For instance, he found that based on a study of 10 years of activity, retail sales are correlated more to cold weather in February than in December—possibly a negative indicator for first-quarter consumer spending.
Woo expects the weather to continue to be reflected in economic reports, and therefore markets, but said there should be a strong rebound in economic activity this spring.
While still difficult to quantify, first-quarter GDP growth could be impacted by about half a percent, said Chris Rupkey, chief financial economist at Bank of Tokyo-Mitsubishi. He said the weather has a mixed impact on GDP, and he still expects to see 3 percent growth in the first quarter.
"Our spending on utilities would be stronger, and that would be adding to consumer spending," Rupkey said. "That's one thing that argues against the slowdown … but I think net-net, consumer spending on goods that people buy in shops and malls, the slowdown there is going to trump whatever extra spending consumers do to heat their homes this winter. We haven't seen it for a while, but weather can provide a pretty significant headwind for GDP growth."
Citigroup economists cut their forecast last week for first-quarter growth to between 1.5 percent and 2 percent from 2.4 percent, partly because of weather, according to Robert DiClemente, Citigroup's chief U.S. economist.
"The good news is it's winter and it's always winter this time of year," he said. "You don't do a lot of housing activity.
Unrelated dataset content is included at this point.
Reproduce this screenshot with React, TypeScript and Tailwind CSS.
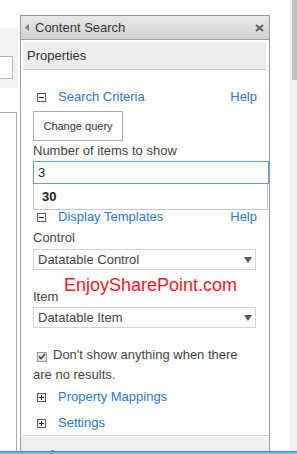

Everything shifts down. It's a question of is it normal? … This has been extreme in every way. It's been incredibly erratic."
Economists say winter economic reports are seasonally adjusted to account for bad weather, so there should be some consideration for weather impact, but not this much.
March is the wild card, DiClemente said, as economic activity could jump if the disruptive weather stops and that month is milder.
"The seasonals anticipate normal weather," he said. "My favorite is March ... a month that doesn't belong to winter or spring. And March by its nature is the most volatile month. It could be this ... is the year we get a gangbuster jobs number because it would be the cleanup from the bogus winter effect."
This was supposed to be a better year for reading the economic tea leaves.
"This was the year of no more excuses, no more fiscal drag, no more fiscal headwind," DiClemente said. "We were finally going to see the economy on its own, and along comes this absolutely bizarre winter. I'm hoping we can revise [GDP] up again."